■ What to produce
Set down the whole listing verbatim.
-- START OF Data supplied --
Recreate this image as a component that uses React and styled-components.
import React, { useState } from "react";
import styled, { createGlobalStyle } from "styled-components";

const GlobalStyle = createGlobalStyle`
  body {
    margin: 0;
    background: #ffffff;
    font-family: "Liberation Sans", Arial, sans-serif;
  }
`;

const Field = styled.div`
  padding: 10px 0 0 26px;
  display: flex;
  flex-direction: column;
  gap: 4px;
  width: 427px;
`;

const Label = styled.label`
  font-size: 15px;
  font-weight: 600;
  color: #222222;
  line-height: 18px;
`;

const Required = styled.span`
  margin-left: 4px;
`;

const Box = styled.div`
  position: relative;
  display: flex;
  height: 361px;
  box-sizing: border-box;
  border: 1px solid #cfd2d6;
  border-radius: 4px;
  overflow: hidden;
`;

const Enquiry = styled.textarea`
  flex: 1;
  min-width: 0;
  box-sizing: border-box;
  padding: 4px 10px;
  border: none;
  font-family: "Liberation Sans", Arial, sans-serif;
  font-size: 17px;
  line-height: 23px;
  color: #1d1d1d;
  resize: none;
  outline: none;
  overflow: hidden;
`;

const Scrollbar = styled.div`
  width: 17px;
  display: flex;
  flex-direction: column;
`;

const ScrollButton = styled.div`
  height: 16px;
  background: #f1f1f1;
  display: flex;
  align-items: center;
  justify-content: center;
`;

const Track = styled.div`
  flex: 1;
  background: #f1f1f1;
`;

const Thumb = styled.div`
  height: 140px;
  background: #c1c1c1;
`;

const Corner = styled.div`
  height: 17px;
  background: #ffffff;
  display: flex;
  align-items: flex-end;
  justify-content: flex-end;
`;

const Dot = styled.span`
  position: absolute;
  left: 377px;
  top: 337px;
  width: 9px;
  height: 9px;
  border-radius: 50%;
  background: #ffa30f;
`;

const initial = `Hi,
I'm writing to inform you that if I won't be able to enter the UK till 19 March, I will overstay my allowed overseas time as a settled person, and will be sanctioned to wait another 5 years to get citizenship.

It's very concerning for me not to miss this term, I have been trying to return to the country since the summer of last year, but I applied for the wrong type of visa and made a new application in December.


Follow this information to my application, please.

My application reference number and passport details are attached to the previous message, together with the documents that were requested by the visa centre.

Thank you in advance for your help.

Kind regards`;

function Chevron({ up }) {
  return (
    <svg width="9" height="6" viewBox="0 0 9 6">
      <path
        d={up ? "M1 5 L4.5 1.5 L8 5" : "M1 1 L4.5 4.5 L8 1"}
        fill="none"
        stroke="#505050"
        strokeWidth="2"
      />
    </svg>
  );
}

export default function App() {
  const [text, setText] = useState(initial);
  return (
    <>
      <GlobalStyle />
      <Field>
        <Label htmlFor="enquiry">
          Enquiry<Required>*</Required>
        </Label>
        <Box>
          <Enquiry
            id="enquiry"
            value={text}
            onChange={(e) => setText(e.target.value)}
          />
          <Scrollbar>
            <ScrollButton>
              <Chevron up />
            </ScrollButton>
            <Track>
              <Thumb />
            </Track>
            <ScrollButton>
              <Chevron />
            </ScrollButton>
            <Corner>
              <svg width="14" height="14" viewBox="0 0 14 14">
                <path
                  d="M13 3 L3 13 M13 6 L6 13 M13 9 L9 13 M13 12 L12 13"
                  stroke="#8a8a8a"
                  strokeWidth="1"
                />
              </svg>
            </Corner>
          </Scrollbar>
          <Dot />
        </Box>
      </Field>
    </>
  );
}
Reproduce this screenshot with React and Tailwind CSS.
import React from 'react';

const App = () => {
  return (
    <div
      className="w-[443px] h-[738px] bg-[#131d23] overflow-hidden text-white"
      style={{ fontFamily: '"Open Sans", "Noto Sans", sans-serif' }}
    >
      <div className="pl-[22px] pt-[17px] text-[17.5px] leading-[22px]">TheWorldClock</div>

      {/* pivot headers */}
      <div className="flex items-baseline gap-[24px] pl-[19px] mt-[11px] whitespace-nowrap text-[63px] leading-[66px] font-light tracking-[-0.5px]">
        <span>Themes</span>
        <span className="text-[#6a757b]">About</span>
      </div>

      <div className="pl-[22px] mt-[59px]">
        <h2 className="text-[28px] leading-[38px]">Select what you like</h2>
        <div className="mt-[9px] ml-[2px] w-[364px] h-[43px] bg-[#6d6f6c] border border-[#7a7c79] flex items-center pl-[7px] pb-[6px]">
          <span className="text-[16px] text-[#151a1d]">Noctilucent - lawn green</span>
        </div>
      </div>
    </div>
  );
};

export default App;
-- END OF Data supplied --
■ Exercise result
Recreate this image as a component that uses React and styled-components.
import React, { useState } from "react";
import styled, { createGlobalStyle } from "styled-components";

const GlobalStyle = createGlobalStyle`
  body {
    margin: 0;
    background: #ffffff;
    font-family: "Liberation Sans", Arial, sans-serif;
  }
`;

const Field = styled.div`
  padding: 10px 0 0 26px;
  display: flex;
  flex-direction: column;
  gap: 4px;
  width: 427px;
`;

const Label = styled.label`
  font-size: 15px;
  font-weight: 600;
  color: #222222;
  line-height: 18px;
`;

const Required = styled.span`
  margin-left: 4px;
`;

const Box = styled.div`
  position: relative;
  display: flex;
  height: 361px;
  box-sizing: border-box;
  border: 1px solid #cfd2d6;
  border-radius: 4px;
  overflow: hidden;
`;

const Enquiry = styled.textarea`
  flex: 1;
  min-width: 0;
  box-sizing: border-box;
  padding: 4px 10px;
  border: none;
  font-family: "Liberation Sans", Arial, sans-serif;
  font-size: 17px;
  line-height: 23px;
  color: #1d1d1d;
  resize: none;
  outline: none;
  overflow: hidden;
`;

const Scrollbar = styled.div`
  width: 17px;
  display: flex;
  flex-direction: column;
`;

const ScrollButton = styled.div`
  height: 16px;
  background: #f1f1f1;
  display: flex;
  align-items: center;
  justify-content: center;
`;

const Track = styled.div`
  flex: 1;
  background: #f1f1f1;
`;

const Thumb = styled.div`
  height: 140px;
  background: #c1c1c1;
`;

const Corner = styled.div`
  height: 17px;
  background: #ffffff;
  display: flex;
  align-items: flex-end;
  justify-content: flex-end;
`;

const Dot = styled.span`
  position: absolute;
  left: 377px;
  top: 337px;
  width: 9px;
  height: 9px;
  border-radius: 50%;
  background: #ffa30f;
`;

const initial = `Hi,
I'm writing to inform you that if I won't be able to enter the UK till 19 March, I will overstay my allowed overseas time as a settled person, and will be sanctioned to wait another 5 years to get citizenship.

It's very concerning for me not to miss this term, I have been trying to return to the country since the summer of last year, but I applied for the wrong type of visa and made a new application in December.


Follow this information to my application, please.

My application reference number and passport details are attached to the previous message, together with the documents that were requested by the visa centre.

Thank you in advance for your help.

Kind regards`;

function Chevron({ up }) {
  return (
    <svg width="9" height="6" viewBox="0 0 9 6">
      <path
        d={up ? "M1 5 L4.5 1.5 L8 5" : "M1 1 L4.5 4.5 L8 1"}
        fill="none"
        stroke="#505050"
        strokeWidth="2"
      />
    </svg>
  );
}

export default function App() {
  const [text, setText] = useState(initial);
  return (
    <>
      <GlobalStyle />
      <Field>
        <Label htmlFor="enquiry">
          Enquiry<Required>*</Required>
        </Label>
        <Box>
          <Enquiry
            id="enquiry"
            value={text}
            onChange={(e) => setText(e.target.value)}
          />
          <Scrollbar>
            <ScrollButton>
              <Chevron up />
            </ScrollButton>
            <Track>
              <Thumb />
            </Track>
            <ScrollButton>
              <Chevron />
            </ScrollButton>
            <Corner>
              <svg width="14" height="14" viewBox="0 0 14 14">
                <path
                  d="M13 3 L3 13 M13 6 L6 13 M13 9 L9 13 M13 12 L12 13"
                  stroke="#8a8a8a"
                  strokeWidth="1"
                />
              </svg>
            </Corner>
          </Scrollbar>
          <Dot />
        </Box>
      </Field>
    </>
  );
}
Reproduce this screenshot with React and Tailwind CSS.
import React from 'react';

const App = () => {
  return (
    <div
      className="w-[443px] h-[738px] bg-[#131d23] overflow-hidden text-white"
      style={{ fontFamily: '"Open Sans", "Noto Sans", sans-serif' }}
    >
      <div className="pl-[22px] pt-[17px] text-[17.5px] leading-[22px]">TheWorldClock</div>

      {/* pivot headers */}
      <div className="flex items-baseline gap-[24px] pl-[19px] mt-[11px] whitespace-nowrap text-[63px] leading-[66px] font-light tracking-[-0.5px]">
        <span>Themes</span>
        <span className="text-[#6a757b]">About</span>
      </div>

      <div className="pl-[22px] mt-[59px]">
        <h2 className="text-[28px] leading-[38px]">Select what you like</h2>
        <div className="mt-[9px] ml-[2px] w-[364px] h-[43px] bg-[#6d6f6c] border border-[#7a7c79] flex items-center pl-[7px] pb-[6px]">
          <span className="text-[16px] text-[#151a1d]">Noctilucent - lawn green</span>
        </div>
      </div>
    </div>
  );
};

export default App;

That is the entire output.